While I believe we had set an alarm, I remember it was not necessary for me. The lack of air-conditioning and the foolishness of not drinking much water the day before resulted in a very poor night’s sleep and a wicked hangover in the morning. I was up at about eight and started getting ready. I filled a bottle with water from the sink and took a sip before noticing the sign recommending against such practices. I used my finger to brush my teeth, as we had neglected to bring toothbrushes seeing as most places provide them, and splashed some water on my face.

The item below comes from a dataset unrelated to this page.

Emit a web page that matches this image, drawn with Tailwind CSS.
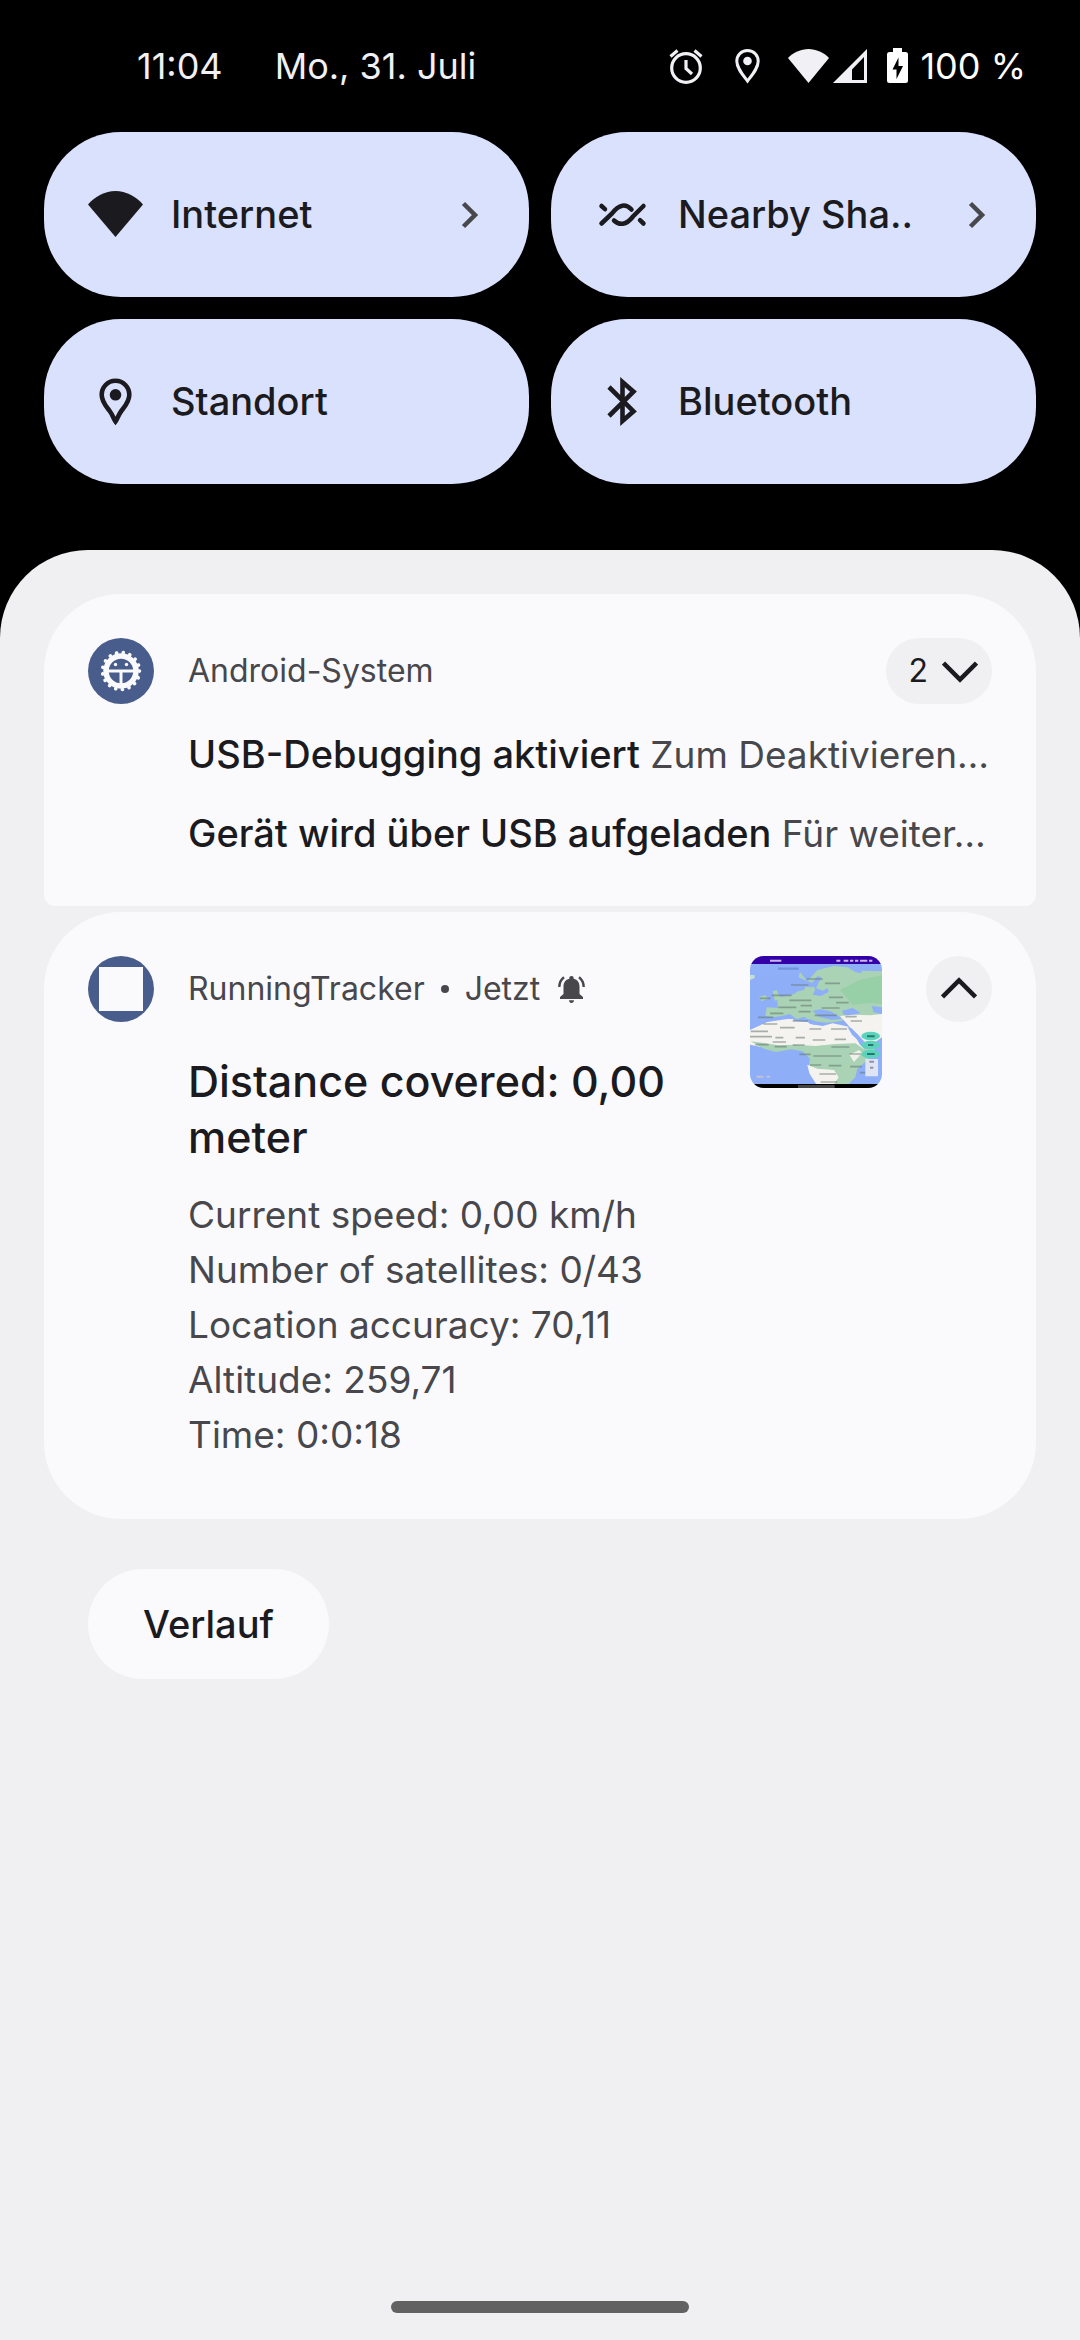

Audrey too was suffering and even though she was not altogether immobile it was tough to get her up (It seems we have a track record of bad hangovers on vacation, see Wando in August 2005). We changed into our swimsuits determined to spend a day at the beach despite everything. In the process of getting ready, the bathing suit Audrey brought broke; Korean women don’t generally have lats or much muscle of which to speak. It did not bode well for our day at the beach.

The Korean beach experience is vastly different from the American one, mainly in the fact that they do not generally prepare anything for the trip; sun umbrellas, beach blankets, food, inner tubes, anything that you need is available, especially fried chicken and beer, draught beer no less carried by delivery men and women up and down the beach all day. We ignored the stares and set up our own sun umbrella, unfolded our beach blanket and promptly fell asleep. The other anomaly in Korean beach going is the lack of swimsuits and towels. Either one wears a Speedo and has a 1x2 ft. sport towel, or one goes in the quick dry shorts and t-shirt that are the standard summer attire. Beaches here are set-up to be visited on the spur of the moment. It is very convenient, but we still like to do it our way. I swam in the ocean for about five minutes and by two we felt rested enough and hot enough to leave the beach. The night before we had gone out for dinner in the Seomyeon district, which seemed like a pretty good place to stay, so we got on the train, covered in sand and looking greasy. Thus ended our first vacation.